Eski MİT Müsteşar Yardımcısı: Gazetecilerin tutuklu yargılama hukuki değil

Eski MİT Müsteşar Yardımcısı: Gazetecilerin tutuklu yargılama hukuki değil

Eski MİT Müsteşar Yardımcısı Cevat Öneş, MİT haberi yüzünden gazetecilerin tutuklanmalarıyla ilgili olarak yaptığı açıklamada, MİT mensubunun cenazesinde gizlilik kurallarına uyulmadığını söyledi ve gazetecilerin bu konuda tutuklu yargılanmalarının hukuksuz olduğunu belirtti.

Libya'da hayatını kaybeden Milli İstihbarat Teşkilatı (MİT) mensubunun kimliğini ifşa ettikleri iddiasıyla gazeteciler Barış Pehlivan, Barış Terkoğlu, Hülya Kılınç, Aydın Keser, Ferhat Çelik ve Murat Ağırel tutuklandı. Odatv, söz konusu haberi yayınladığı için erişime engellendi.

Konuyla ilgili Sözcü'den Saygı Öztürk'e açıklamalarda bulunan Öneş, şunları söyledi:

- Olay ve MİT mensuplarının isimleri TBMM'de bir milletvekili tarafından açıklanmış ve kamuoyu bilgi sahibi olmuştur. Manisa'da cenaze töreni açık olarak yapılmış, gizlilik kuralı uygulanmamıştır. MİT Başkanı tarafından da çelenk gönderilmiştir. Başkanın veya yardımcılarının katılıp katılmadığını bilemiyorum.

- Yerel basında konu fotoğraflarla işlenmiştir. Bu durum, MİT Yasası'nın 27. maddesinin uygulanamayacağını göstermektedir. Ayrıca, yasal ve idari uygulamalar olarak da önceki benzer (Kaşif Kozinoğlu ve bazı MİT mensupları) cenaze törenleri dikkate alındığında, teamül olarak da bir kriterden söz edilemez.

- Gazetecilerin konuyu işlemeleri ise ‘Devlet sırrı ve gizlilik kurallarının ortadan kalktığı' bir olayla bağlantılıdır. Basın özgürlüğü, kamuoyunun bilgilendirilmesi amaçlı bir faaliyet söz konusudur.
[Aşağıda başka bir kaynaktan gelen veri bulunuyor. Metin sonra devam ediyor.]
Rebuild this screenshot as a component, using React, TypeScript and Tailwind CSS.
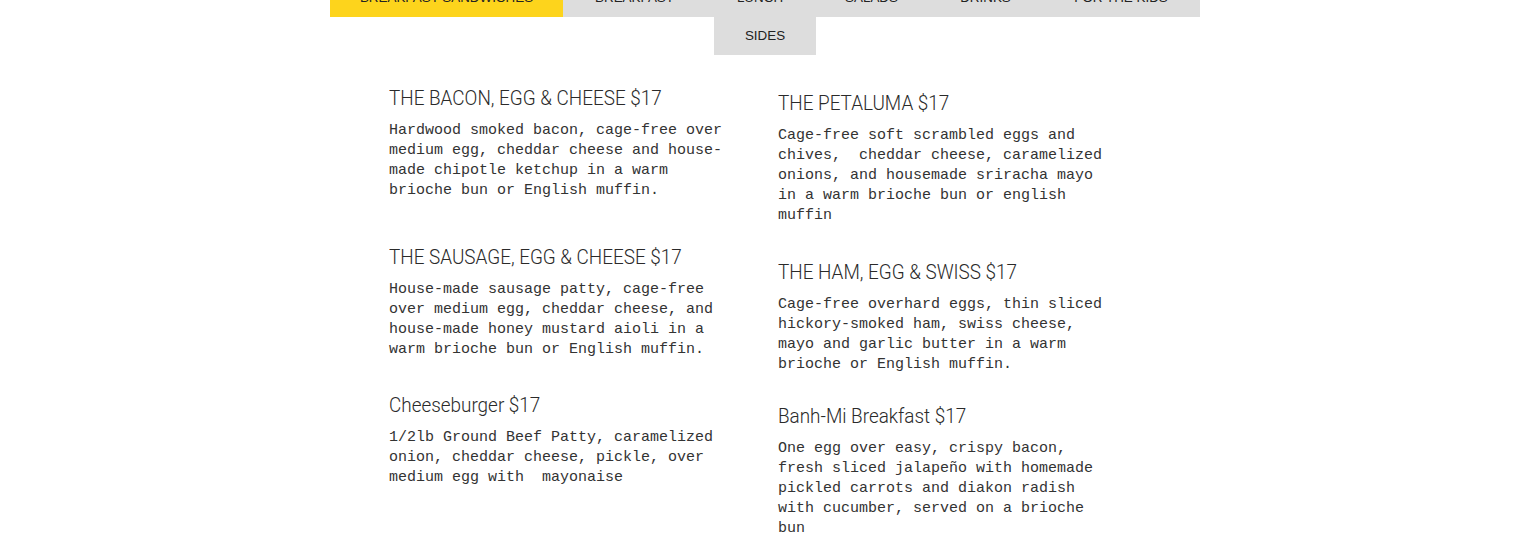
import React from "react";

const tabs: { t: string; w: string }[] = [
  { t: "BREAKFAST SANDWICHES", w: "w-[233px]" },
  { t: "BREAKFAST", w: "w-[143px]" },
  { t: "LUNCH", w: "w-[108px]" },
  { t: "SALADS", w: "w-[115px]" },
  { t: "DRINKS", w: "w-[113px]" },
  { t: "FOR THE KIDS", w: "w-[158px]" },
  { t: "SIDES", w: "w-[102px]" },
];

type Item = { title: string; desc: string; gap: string };

const left: Item[] = [
  {
    title: "THE BACON, EGG & CHEESE $17",
    desc: "Hardwood smoked bacon, cage-free over medium egg, cheddar cheese and house-made chipotle ketchup in a warm brioche bun or English muffin.",
    gap: "mt-[30px]",
  },
  {
    title: "THE SAUSAGE, EGG & CHEESE $17",
    desc: "House-made sausage patty, cage-free over medium egg, cheddar cheese, and house-made honey mustard aioli in a warm brioche bun or English muffin.",
    gap: "mt-[43px]",
  },
  {
    title: "Cheeseburger $17",
    desc: "1/2lb Ground Beef Patty, caramelized onion, cheddar cheese, pickle, over medium egg with  mayonaise",
    gap: "mt-[32px]",
  },
];

const right: Item[] = [
  {
    title: "THE PETALUMA $17",
    desc: "Cage-free soft scrambled eggs and chives,  cheddar cheese, caramelized onions, and housemade sriracha mayo in a warm brioche bun or english muffin",
    gap: "mt-[35px]",
  },
  {
    title: "THE HAM, EGG & SWISS $17",
    desc: "Cage-free overhard eggs, thin sliced hickory-smoked ham, swiss cheese, mayo and garlic butter in a warm brioche or English muffin.",
    gap: "mt-[33px]",
  },
  {
    title: "Banh-Mi Breakfast $17",
    desc: "One egg over easy, crispy bacon, fresh sliced jalapeño with homemade pickled carrots and diakon radish with cucumber, served on a brioche bun",
    gap: "mt-[28px]",
  },
];

function MenuItem({ item }: { item: Item }) {
  return (
    <div className={item.gap}>
      <h3 className="origin-left scale-x-[0.9] whitespace-nowrap text-[21px] leading-[26px] text-[#2a2a2a] font-['Roboto',sans-serif] font-light">
        {item.title}
      </h3>
      <p className="mt-[10px] w-[338px] text-[15px] leading-[20px] text-[#333] whitespace-pre-wrap font-['Liberation_Mono',monospace]">
        {item.desc}
      </p>
    </div>
  );
}

export default function App() {
  return (
    <div className="w-[1530px] h-[550px] bg-white overflow-hidden">
      <div className="mx-auto w-[870px] -mt-[21px]">
        <div className="flex flex-wrap justify-center -mx-[10px]">
          {tabs.map((tab, i) => (
            <div
              key={tab.t}
              className={`${tab.w} h-[38px] flex items-center justify-center text-[13.4px] text-[#222] font-['Liberation_Sans',Arial,sans-serif] whitespace-nowrap ${
                i === 0 ? "bg-[#fdd41c]" : "bg-[#dddddd]"
              }`}
            >
              {tab.t}
            </div>
          ))}
        </div>
        <div className="flex pl-[59px] gap-[51px]">
          <div className="w-[338px]">
            {left.map((it) => (
              <MenuItem key={it.title} item={it} />
            ))}
          </div>
          <div className="w-[338px]">
            {right.map((it) => (
              <MenuItem key={it.title} item={it} />
            ))}
          </div>
        </div>
      </div>
    </div>
  );
}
Evrensel hukuk ilkeleri, Anayasamız, Türk Ceza Kanunu'nun hükümleri çerçevesinde gazetecilerin soruşturulmaması gerektiği gibi, tutuklanarak yargılanmalarının da hukuki olmadığı kanaatindeyim. Ayrıca Avrupa İnsan Hakları Mahkemesi içtihatları da ayrıca bu konuya kesin bir şekilde cevaz vermektedir.

- Barış Terkoğlu, Barış Pehlivan, Hülya Kılınç, Murat Ağırel gibi Fetullahçı Terör Örgütü (FETÖ), yolsuzluklar, demokrasi, hukuk mücadelesinde öne çıkan şahısların suçlanması da dikkat çekicidir. Hukuksuzluk ve yolsuzlukla mücadeleyi engelleyen bir yaklaşımdır. Sonuç olarak 40 kadar baronun bu konudaki duruşu, hukuki gerçeği de göstermektedir.